Help us figure out the risks and ramifications of breaking our lease in Ann Arbor, MI.
Three months after we moved into our new apartment, we've concluded that it's a dump and that we need to leave.
We rented the place after having a friend scout it out for us, and it seemed to be the best thing available at the time. There's nothing we can legally demand the landlord fix- it's just a rather shoddy apartment in a market dominated by student rentals. Our standards aren't high, but there's certain stuff that's not just aesthetic- for example, for structural reasons the place is going to be impossible to heat during winter and the landlord is not interested in replacing the window frames or installing double-pane windows.

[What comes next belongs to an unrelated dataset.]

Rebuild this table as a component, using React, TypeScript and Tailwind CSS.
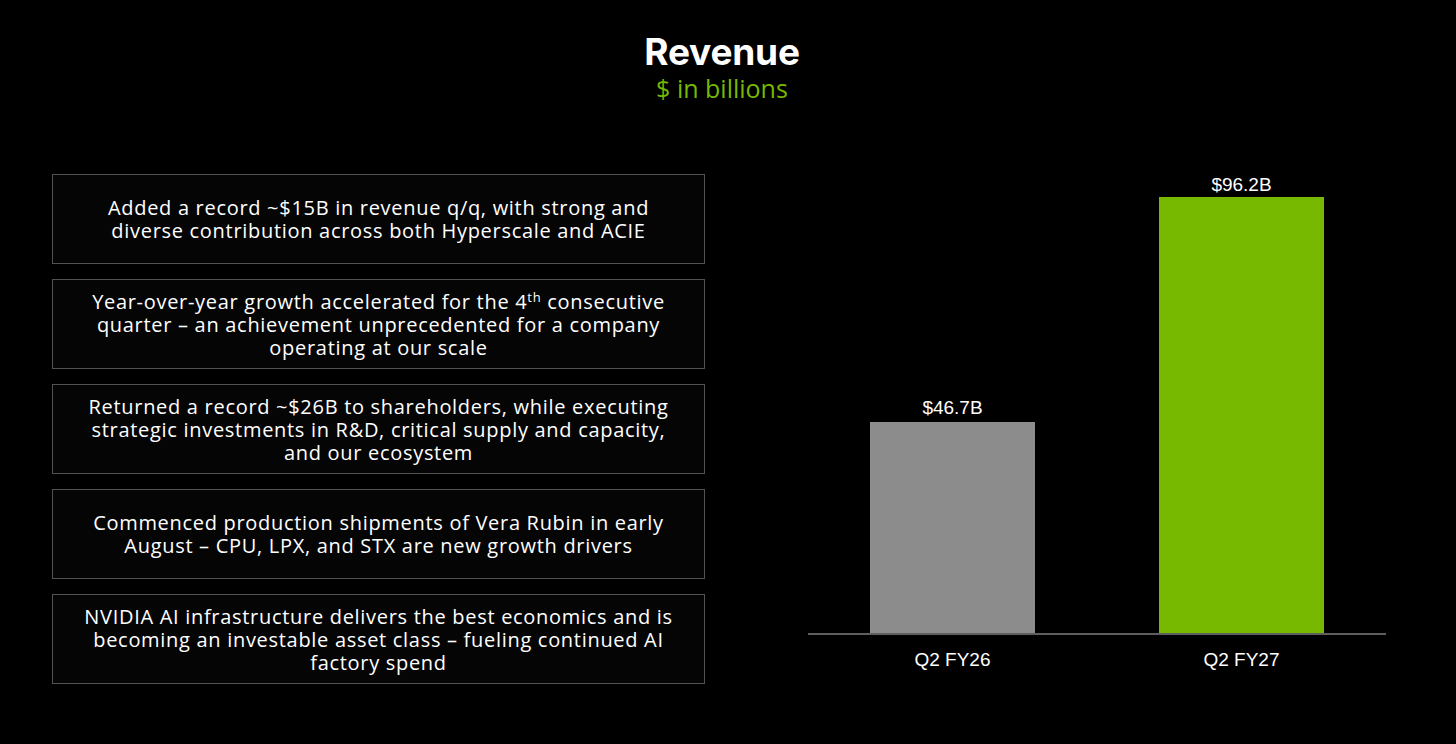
import React from "react";

const boxes: React.ReactNode[][] = [
  [
    "Added a record ~$15B in revenue q/q, with strong and",
    "diverse contribution across both Hyperscale and ACIE",
  ],
  [
    <>
      Year-over-year growth accelerated for the 4<sup className="text-[13px]">th</sup> consecutive
    </>,
    "quarter – an achievement unprecedented for a company",
    "operating at our scale",
  ],
  [
    "Returned a record ~$26B to shareholders, while executing",
    "strategic investments in R&D, critical supply and capacity,",
    "and our ecosystem",
  ],
  [
    "Commenced production shipments of Vera Rubin in early",
    "August – CPU, LPX, and STX are new growth drivers",
  ],
  [
    "NVIDIA AI infrastructure delivers the best economics and is",
    "becoming an investable asset class – fueling continued AI",
    "factory spend",
  ],
];

export default function App() {
  return (
    <div
      className="w-[1456px] h-[744px] bg-black text-white flex flex-col overflow-hidden"
      style={{ fontFamily: '"Open Sans", "Liberation Sans", Arial, sans-serif' }}
    >
      <div className="flex flex-col items-center pt-[30px] pr-[12px]">
        <h1
          className="text-[37px] leading-[44px] font-bold tracking-[-0.2px]"
          style={{ fontFamily: 'Inter, "Liberation Sans", sans-serif' }}
        >
          Revenue
        </h1>
        <div className="text-[25px] leading-[29px] text-[#76b900]">$ in billions</div>
      </div>

      <div className="flex flex-row mt-[71px]">
        <div className="ml-[52px] w-[653px] flex flex-col gap-[15px]">
          {boxes.map((lines, i) => (
            <div
              key={i}
              className="h-[90px] border border-[#525252] bg-[#050505] flex flex-col items-center justify-center text-center text-[20px] leading-[23px] tracking-[0.7px]"
            >
              {lines.map((l, j) => (
                <div key={j} className="whitespace-nowrap">
                  {l}
                </div>
              ))}
            </div>
          ))}
        </div>

        <div
          className="ml-[103px] w-[578px] flex flex-col"
          style={{ fontFamily: '"Liberation Sans", Arial, sans-serif' }}
        >
          <div className="h-[461px] flex flex-row items-end border-b-2 border-[#5e5e5e]">
            <div className="flex-1 flex flex-col items-center justify-end">
              <div className="text-[19px] leading-[22px] mb-[3px]">$46.7B</div>
              <div className="w-[165px] h-[211px] bg-[#8c8c8c]"></div>
            </div>
            <div className="flex-1 flex flex-col items-center justify-end">
              <div className="text-[19px] leading-[22px] mb-[1px]">$96.2B</div>
              <div className="w-[165px] h-[436px] bg-[#76b900]"></div>
            </div>
          </div>
          <div className="flex flex-row mt-[14px]">
            <div className="flex-1 text-center text-[19px] leading-[22px]">Q2 FY26</div>
            <div className="flex-1 text-center text-[19px] leading-[22px]">Q2 FY27</div>
          </div>
        </div>
      </div>
    </div>
  );
}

I've read the lease over carefully, and it appears that there are no specific provisions or punishments spelled out for breaking the lease. Nothing about early termination fees or forfeiting our deposit. All it says besides stuff like no pets, deposit policy etc. is that we have committed to pay rent for one year.
Michigan's rental law
doesn't say anything about what landlords can legally do or not do to you if you break a lease (withhold your deposit? Report you to the credit rating agencies?). The Michigan tenant's rights websites that I've found (example here
) say only that you're responsible for rent until someone is found who will rent the place, and that it's therefore in your best interest to help the landlord find someone to rent the place. We are happy to do this and due to the tight market are fairly confident we can find a new renter.
Here's the trouble: we'd been mulling this over for a while, but just happened to stumble upon a place that's nice and well-maintained and basically so much better that our current apartment. We are going to need to commit to it by the end of the week. After reading this post
about a different situation, I went ahead and got a referral from the local bar association ($30 for 30 minutes with a real estate lawyer), but he can't see us until next week. There does not appear to be a local tenant's rights organization that offers on-the-spot counseling.
We need to make a move if we're going to get this new place. This means we have to stick our necks out now and sound out our current landlord about leaving. I've like to get a sense of what our risks and responsibilities are and what they can or can't do, especially if there's nothing spelled out in the lease.
Note: the new place won't be available until Dec. 1 so we have plenty of time to find a new tenant for our place. I intend to use this as leverage with the landlord so that we can "generously" offer to pay rent for October and November.
I know none of you are my lawyer or my Michigan lawyer specializing in real estate, but I'd appreciate any thoughts based on knowledge or experience. There are some other related AskMe posts
on the subject, but nothing that directly answers our questions.